Месяц, кажется, я ходила сюда, в Боткинскую, ездила как на работу: как на грех, повторяю, была жаркая, немыслимо жаркая весна. Болеть всегда плохо, но болеть, когда вокруг весна и ветки одеваются в розовое и зеленое, — в такое время болеть просто невыносимо.

Тащу в больницу проклятые анализы. Привычно выстаиваю очередь — с утра не пивши, не евши, в голове от жажды, голода, жары безумные вальсы, жизнь замкнулась на белых мятых листочках, которые так боишься перепутать или, не дай Бог, потерять, и на разных баночках-скляночках. Задыхаешься, сердце болит, печень ноет. Возвращаюсь домой еле живая, вваливаюсь в квартиру, черный собачонок буквально втискивается между двух дверей — надо ее вести гулять, а сил нет, ну совершенно нет сил.

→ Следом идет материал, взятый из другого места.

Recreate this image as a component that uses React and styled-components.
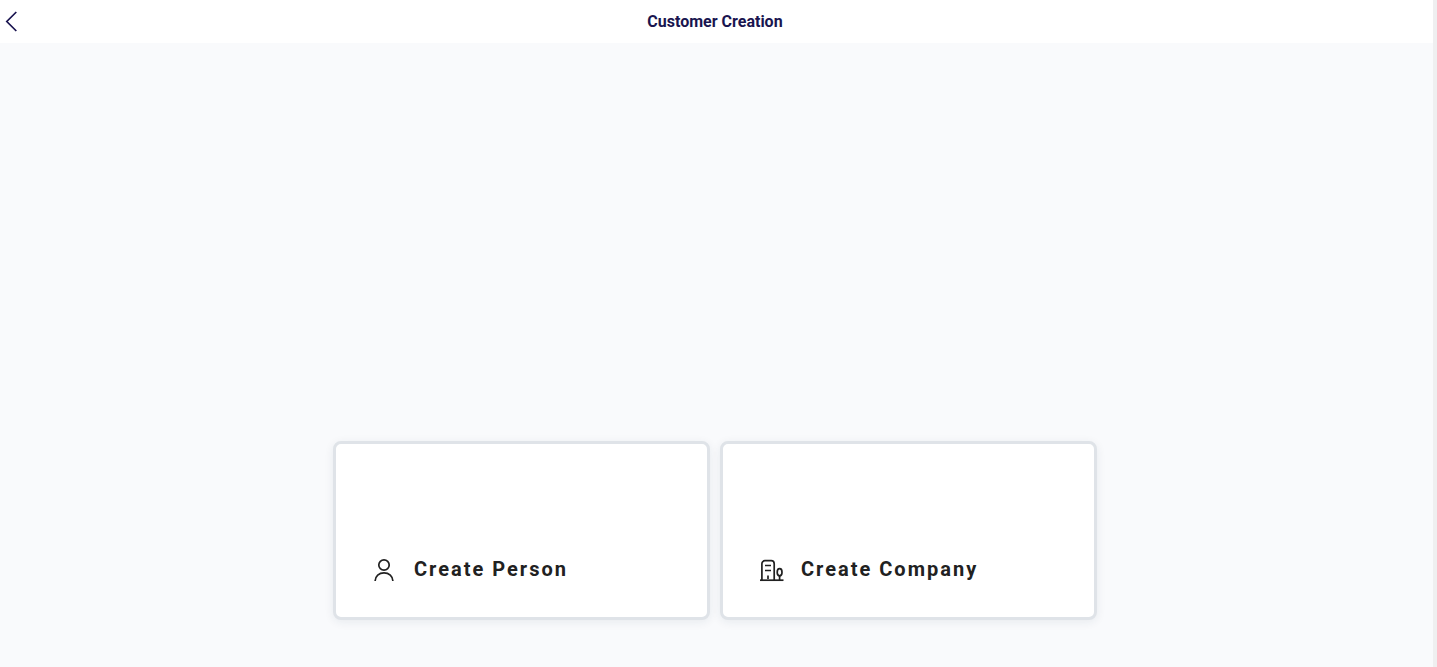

А в Боткинской, после месяца хождений, меня отфутболивают в Московский нефроцентр (согласно месту жительства, самое любопытное, что потом и отсюда много раз пытались отфутболить, и тоже под предлогом “места жительства”, но тут я уже вцепилась в свое драгоценное диализное место как тигр).

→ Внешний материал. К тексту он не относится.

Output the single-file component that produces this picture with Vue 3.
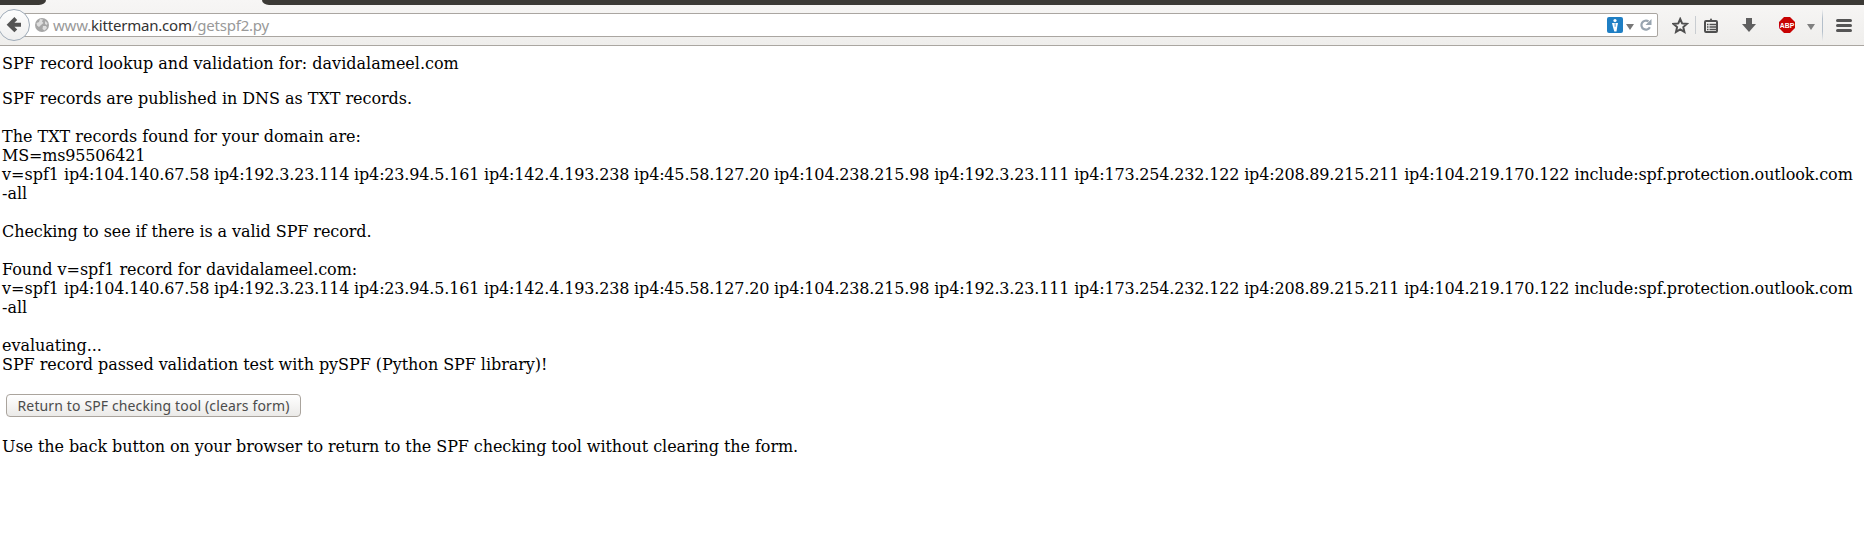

И вот наконец на четвертый раз я добираюсь до этого самого нефроцентра — в поисках его упираюсь прямиком в морг: говорят, это хорошая примета. Так я обретаю, по сути, свою “малую родину” — больницу, где мне предстоит делать диализ теперь до скончания дней. Или рядышком, в Институте трансплантологии, лечь на операцию. Когда я пишу эти строки, все с операцией зависло в воздухе, я ничего еще не решила.

...Из нефроцентра возвращаюсь домой. И тут на входе в дом меня буквально пронзает дикая невыносимая боль где-то между ребер. Оттого, что я не знаю, что это и почему, ужас охватывает еще больший — ну а ребра-то при чем? И так ведь все уже болит и стонет, по утрам тошнит, в голове — кружение, сердце заходится — вся стала желтая, как Пиковая дама, и еле-еле передвигаю ноги. В этот момент думаю: ну и чего я добилась своим постоянным жесточайшим тренингом, этими вечными диетами без мяса, вообще без белка, этой утомительной ходьбой ранними промозглыми утрами по шпалам, где-то за ВДНХ, или даже и по старой Риге, по взморью возле бушующей ледяной пены — на мрачно горящий в ночи огонь? И даже по заграничным брусчаткам? Вставала затемно, на улицу и — вперед. Всегда свирепо следила за своим весом, общим тонусом — и вот итог. Итог жизни с неумеренными амбициями. Жизнь — это когда нет боли.